The agreement on jet fuel would help make the tourism industry more competitive. The deal also offered the possibility of more favourable LPG prices.
“This is not a solution to everything, but it is a huge step forward,” Muscat said.
He added that the details of the agreement still have to be worked out, including levels of supply and modality of supply. Details will be ironed out by the respective ministries without delay.
He said Malta was grateful that the agreement had been reached within a few weeks of the talks having been started.
Ali Zeidan described relations between the two countries as excellent and reiterated his country’s gratitude for the support given by Malta during the Libyan uprising, including the assistance to two defecting pilots and humanitarian assistance given to the Libyan people.
He said the Libyan government was keen on improving links between the two countries including oil and gas, education, including a rehabilitation of the Ta’ Giorni Institute, and other aspects.
Zeidan said Muscat had shown great concern over illegal immigration. This fell within security issues which the Libyan government was giving priority to, not least because of the threat of terrorism. It was important that there was effective international cooperation and he hoped this would increase.
Replying to questions, the Libyan prime minister said immigration was both a security and humanitarian issue and cooperation was needed in various sectors.
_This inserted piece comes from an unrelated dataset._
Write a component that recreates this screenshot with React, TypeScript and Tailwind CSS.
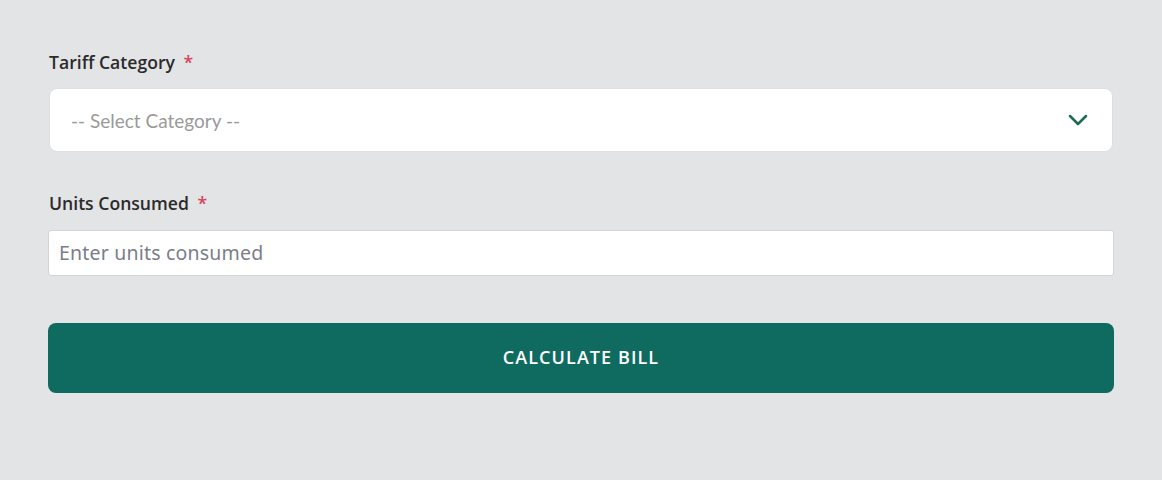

The talks on oil procurement started in June when Muscat visited Tripoli and met Zeidan. At the time, Muscat said there was more willingness for cooperation on energy between the two countries.
The final round of talks started last night when three Libyan ministers – Abdel Gadir Mohamed (Transport), Abdulbari Arousi (Oil and Gas) and Mustafa Abofanas (Economy) – arrived in Malta.
Malta also used to import oil from Libya at preferential rates under the Labour government in the early 1980s.